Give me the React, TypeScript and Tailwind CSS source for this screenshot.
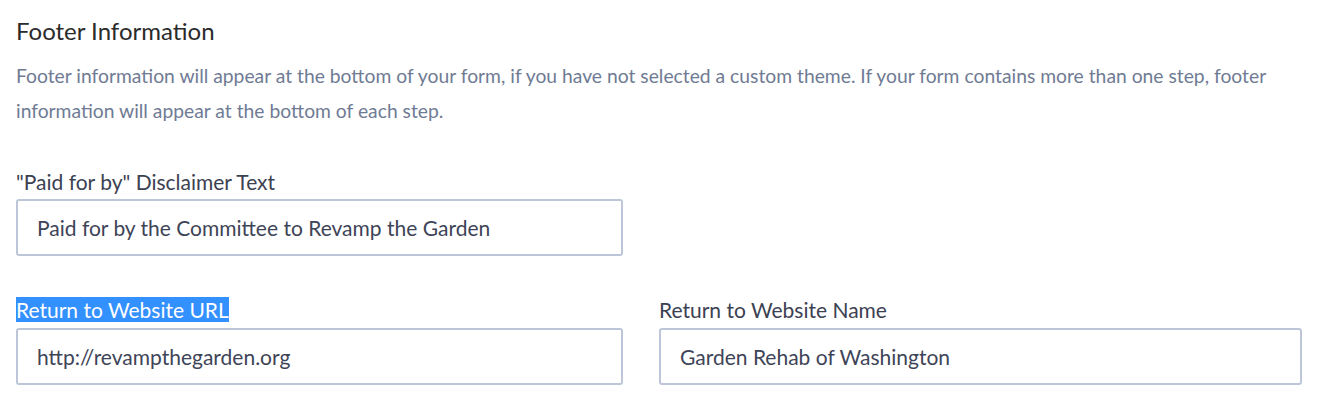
export default function App() {
  return (
    <div className="w-[1320px] h-[407px] bg-white pl-4 pt-[16px] font-['Lato','Noto_Sans',sans-serif]">
      <h2 className="text-[24px] leading-[30px] text-[#2b2b2b]">Footer Information</h2>
      <p className="mt-[12px] w-[1290px] text-[19.3px] leading-[35px] text-[#6f7b94]">
        Footer information will appear at the bottom of your form, if you have not selected a custom theme. If your form contains more than one step, footer information will appear at the bottom of each step.
      </p>

      <div className="mt-[42px]">
        <label className="block text-[21px] leading-[24px] text-[#3c4152]">"Paid for by" Disclaimer Text</label>
        <div className="mt-[5px] w-[607px] h-[57px] border-2 border-[#bcc6d8] rounded-[3px] flex items-center pl-[19px] text-[21px] text-[#3e4457]">
          Paid for by the Committee to Revamp the Garden
        </div>
      </div>

      <div className="mt-[42px] flex gap-[36px]">
        <div className="w-[607px]">
          <label className="block text-[21px] leading-[24px] text-[#3c4152]">
            <span className="bg-[#3390ff] text-white">Return to Website URL</span>
          </label>
          <div className="mt-[6px] h-[57px] border-2 border-[#bcc6d8] rounded-[3px] flex items-center pl-[19px] text-[21px] text-[#3e4457]">
            http://revampthegarden.org
          </div>
        </div>
        <div className="w-[643px]">
          <label className="block text-[21px] leading-[24px] text-[#3c4152]">Return to Website Name</label>
          <div className="mt-[6px] h-[57px] border-2 border-[#bcc6d8] rounded-[3px] flex items-center pl-[19px] text-[21px] text-[#3e4457]">
            Garden Rehab of Washington
          </div>
        </div>
      </div>
    </div>
  );
}
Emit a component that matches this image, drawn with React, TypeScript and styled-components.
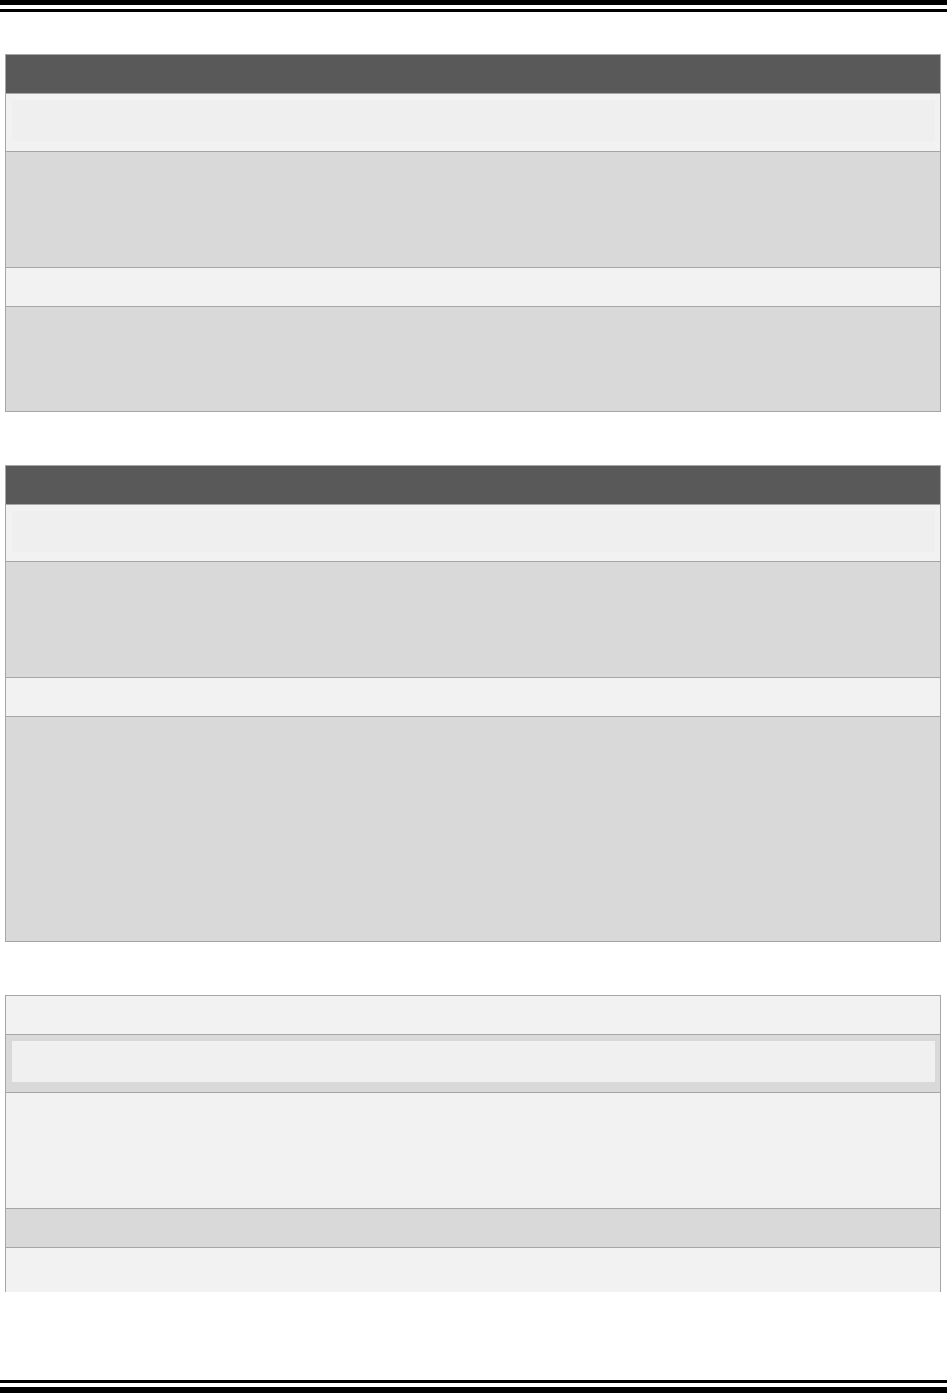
import React from "react";
import styled, { createGlobalStyle } from "styled-components";

const GlobalStyle = createGlobalStyle`
  html, body { margin: 0; padding: 0; background: #ffffff; }
  body { font-family: "Liberation Sans", Arial, sans-serif; }
`;

const Page = styled.div`
  width: 947px;
  height: 1393px;
  display: flex;
  flex-direction: column;
  background: #ffffff;
  overflow: hidden;
`;

const Rule = styled.div<{ $thick: number; $thin: number; $flip?: boolean }>`
  display: flex;
  flex-direction: ${(p) => (p.$flip ? "column-reverse" : "column")};
  flex: none;
  &::before {
    content: "";
    display: block;
    height: ${(p) => p.$thick}px;
    background: #000;
  }
  &::after {
    content: "";
    display: block;
    height: ${(p) => p.$thin}px;
    margin-top: ${(p) => (p.$flip ? 0 : 4)}px;
    margin-bottom: ${(p) => (p.$flip ? 4 : 0)}px;
    background: #000;
  }
`;

const Content = styled.main`
  flex: 1;
  display: flex;
  flex-direction: column;
  gap: 53px;
  padding: 42px 6px 0 5px;
`;

const Table = styled.section<{ $open?: boolean }>`
  display: flex;
  flex-direction: column;
  border: 1px solid #a6a6a6;
  border-bottom: ${(p) => (p.$open ? "none" : "1px solid #a6a6a6")};
`;

type Tone = "head" | "light" | "gray";

const bg: Record<Tone, string> = {
  head: "#595959",
  light: "#f2f2f2",
  gray: "#d9d9d9",
};

const Row = styled.div<{ $tone: Tone; $h: number }>`
  height: ${(p) => p.$h}px;
  background: ${(p) => bg[p.$tone]};
  padding: 6px 5px 10px 6px;
  box-sizing: border-box;
  & + & {
    border-top: 1px solid #a6a6a6;
  }
`;

const Box = styled.div<{ $tone: "faint" | "solid" }>`
  height: 41px;
  background: ${(p) => (p.$tone === "faint" ? "#efefef" : "#f0f0f0")};
`;

type RowSpec = { tone: Tone; h: number; box?: "faint" | "solid" };

const tables: { rows: RowSpec[]; open?: boolean }[] = [
  {
    rows: [
      { tone: "head", h: 38 },
      { tone: "light", h: 57, box: "faint" },
      { tone: "gray", h: 115 },
      { tone: "light", h: 38 },
      { tone: "gray", h: 104 },
    ],
  },
  {
    rows: [
      { tone: "head", h: 38 },
      { tone: "light", h: 56, box: "faint" },
      { tone: "gray", h: 115 },
      { tone: "light", h: 38 },
      { tone: "gray", h: 224 },
    ],
  },
  {
    open: true,
    rows: [
      { tone: "light", h: 38 },
      { tone: "gray", h: 57, box: "solid" },
      { tone: "light", h: 115 },
      { tone: "gray", h: 38 },
      { tone: "light", h: 44 },
    ],
  },
];

export default function App() {
  return (
    <>
      <GlobalStyle />
      <Page>
        <Rule $thick={5} $thin={3} />
        <Content>
          {tables.map((t, i) => (
            <Table key={i} $open={t.open}>
              {t.rows.map((r, j) => (
                <Row key={j} $tone={r.tone} $h={j === 0 ? r.h : r.h + 1}>
                  {r.box && <Box $tone={r.box} />}
                </Row>
              ))}
            </Table>
          ))}
        </Content>
        <Rule $thick={6} $thin={3} $flip />
      </Page>
    </>
  );
}
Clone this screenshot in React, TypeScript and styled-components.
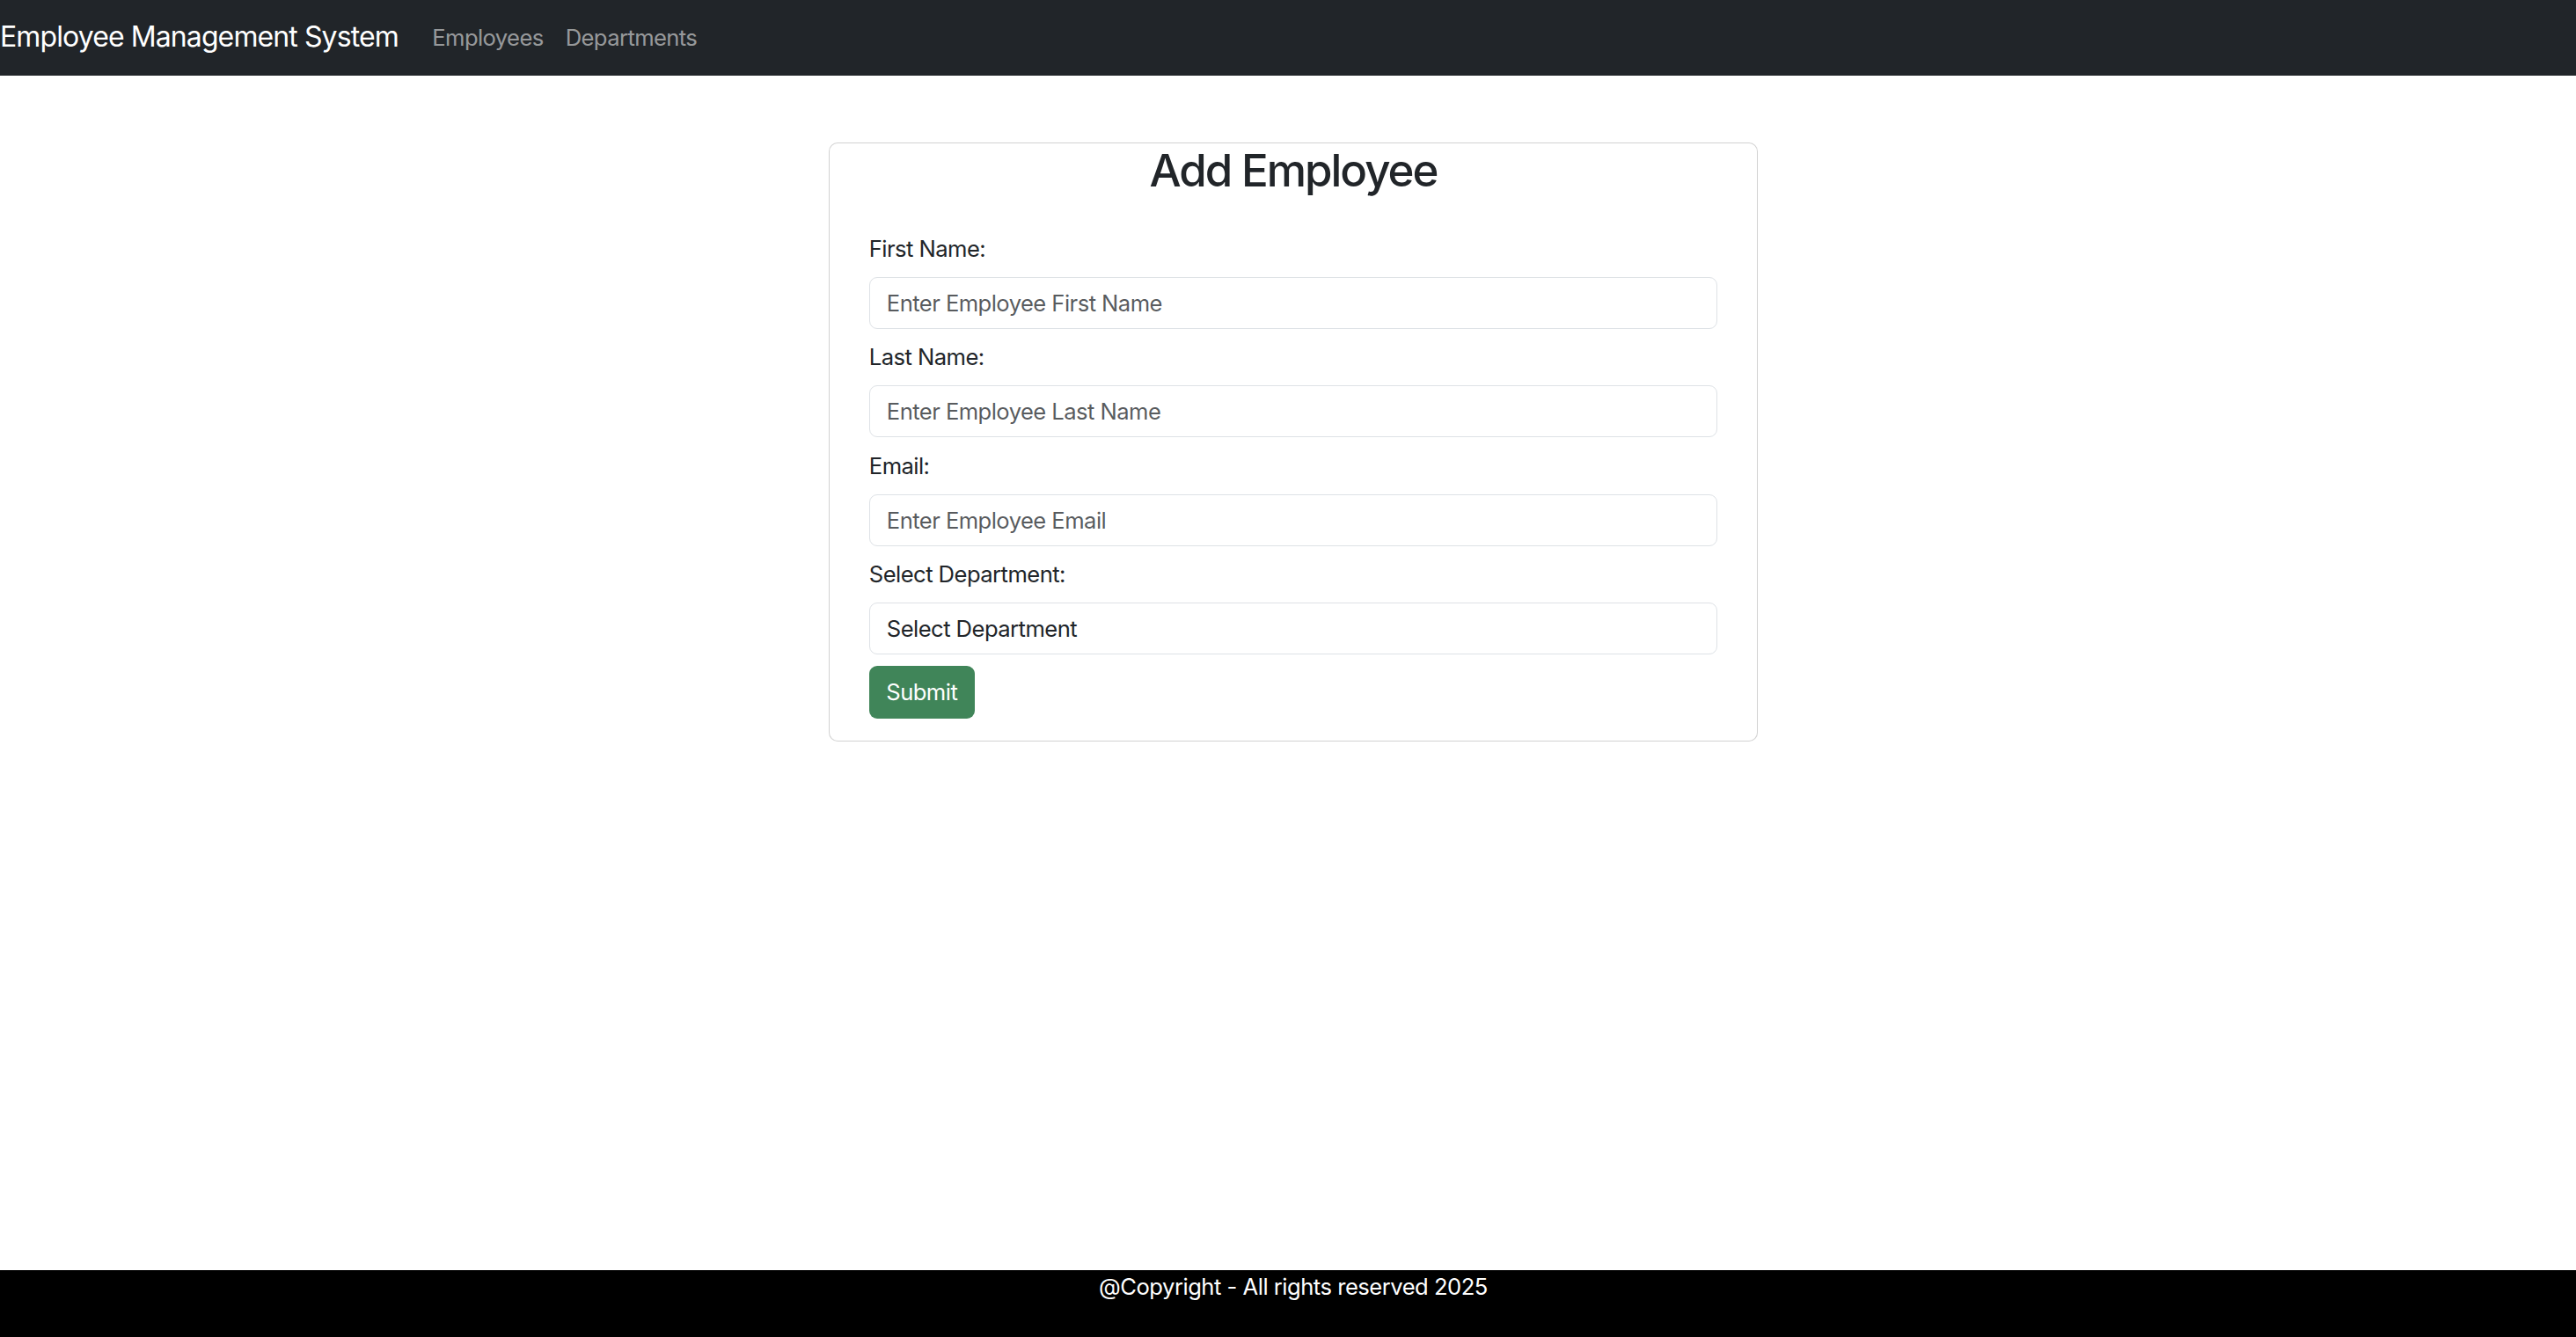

Problem requirements –
Return the listing above word for word, with the pictures removed.

Expected answer –
Give me the React, TypeScript and Tailwind CSS source for this screenshot.
export default function App() {
  return (
    <div className="w-[1320px] h-[407px] bg-white pl-4 pt-[16px] font-['Lato','Noto_Sans',sans-serif]">
      <h2 className="text-[24px] leading-[30px] text-[#2b2b2b]">Footer Information</h2>
      <p className="mt-[12px] w-[1290px] text-[19.3px] leading-[35px] text-[#6f7b94]">
        Footer information will appear at the bottom of your form, if you have not selected a custom theme. If your form contains more than one step, footer information will appear at the bottom of each step.
      </p>

      <div className="mt-[42px]">
        <label className="block text-[21px] leading-[24px] text-[#3c4152]">"Paid for by" Disclaimer Text</label>
        <div className="mt-[5px] w-[607px] h-[57px] border-2 border-[#bcc6d8] rounded-[3px] flex items-center pl-[19px] text-[21px] text-[#3e4457]">
          Paid for by the Committee to Revamp the Garden
        </div>
      </div>

      <div className="mt-[42px] flex gap-[36px]">
        <div className="w-[607px]">
          <label className="block text-[21px] leading-[24px] text-[#3c4152]">
            <span className="bg-[#3390ff] text-white">Return to Website URL</span>
          </label>
          <div className="mt-[6px] h-[57px] border-2 border-[#bcc6d8] rounded-[3px] flex items-center pl-[19px] text-[21px] text-[#3e4457]">
            http://revampthegarden.org
          </div>
        </div>
        <div className="w-[643px]">
          <label className="block text-[21px] leading-[24px] text-[#3c4152]">Return to Website Name</label>
          <div className="mt-[6px] h-[57px] border-2 border-[#bcc6d8] rounded-[3px] flex items-center pl-[19px] text-[21px] text-[#3e4457]">
            Garden Rehab of Washington
          </div>
        </div>
      </div>
    </div>
  );
}
Emit a component that matches this image, drawn with React, TypeScript and styled-components.
import React from "react";
import styled, { createGlobalStyle } from "styled-components";

const GlobalStyle = createGlobalStyle`
  html, body { margin: 0; padding: 0; background: #ffffff; }
  body { font-family: "Liberation Sans", Arial, sans-serif; }
`;

const Page = styled.div`
  width: 947px;
  height: 1393px;
  display: flex;
  flex-direction: column;
  background: #ffffff;
  overflow: hidden;
`;

const Rule = styled.div<{ $thick: number; $thin: number; $flip?: boolean }>`
  display: flex;
  flex-direction: ${(p) => (p.$flip ? "column-reverse" : "column")};
  flex: none;
  &::before {
    content: "";
    display: block;
    height: ${(p) => p.$thick}px;
    background: #000;
  }
  &::after {
    content: "";
    display: block;
    height: ${(p) => p.$thin}px;
    margin-top: ${(p) => (p.$flip ? 0 : 4)}px;
    margin-bottom: ${(p) => (p.$flip ? 4 : 0)}px;
    background: #000;
  }
`;

const Content = styled.main`
  flex: 1;
  display: flex;
  flex-direction: column;
  gap: 53px;
  padding: 42px 6px 0 5px;
`;

const Table = styled.section<{ $open?: boolean }>`
  display: flex;
  flex-direction: column;
  border: 1px solid #a6a6a6;
  border-bottom: ${(p) => (p.$open ? "none" : "1px solid #a6a6a6")};
`;

type Tone = "head" | "light" | "gray";

const bg: Record<Tone, string> = {
  head: "#595959",
  light: "#f2f2f2",
  gray: "#d9d9d9",
};

const Row = styled.div<{ $tone: Tone; $h: number }>`
  height: ${(p) => p.$h}px;
  background: ${(p) => bg[p.$tone]};
  padding: 6px 5px 10px 6px;
  box-sizing: border-box;
  & + & {
    border-top: 1px solid #a6a6a6;
  }
`;

const Box = styled.div<{ $tone: "faint" | "solid" }>`
  height: 41px;
  background: ${(p) => (p.$tone === "faint" ? "#efefef" : "#f0f0f0")};
`;

type RowSpec = { tone: Tone; h: number; box?: "faint" | "solid" };

const tables: { rows: RowSpec[]; open?: boolean }[] = [
  {
    rows: [
      { tone: "head", h: 38 },
      { tone: "light", h: 57, box: "faint" },
      { tone: "gray", h: 115 },
      { tone: "light", h: 38 },
      { tone: "gray", h: 104 },
    ],
  },
  {
    rows: [
      { tone: "head", h: 38 },
      { tone: "light", h: 56, box: "faint" },
      { tone: "gray", h: 115 },
      { tone: "light", h: 38 },
      { tone: "gray", h: 224 },
    ],
  },
  {
    open: true,
    rows: [
      { tone: "light", h: 38 },
      { tone: "gray", h: 57, box: "solid" },
      { tone: "light", h: 115 },
      { tone: "gray", h: 38 },
      { tone: "light", h: 44 },
    ],
  },
];

export default function App() {
  return (
    <>
      <GlobalStyle />
      <Page>
        <Rule $thick={5} $thin={3} />
        <Content>
          {tables.map((t, i) => (
            <Table key={i} $open={t.open}>
              {t.rows.map((r, j) => (
                <Row key={j} $tone={r.tone} $h={j === 0 ? r.h : r.h + 1}>
                  {r.box && <Box $tone={r.box} />}
                </Row>
              ))}
            </Table>
          ))}
        </Content>
        <Rule $thick={6} $thin={3} $flip />
      </Page>
    </>
  );
}
Clone this screenshot in React, TypeScript and styled-components.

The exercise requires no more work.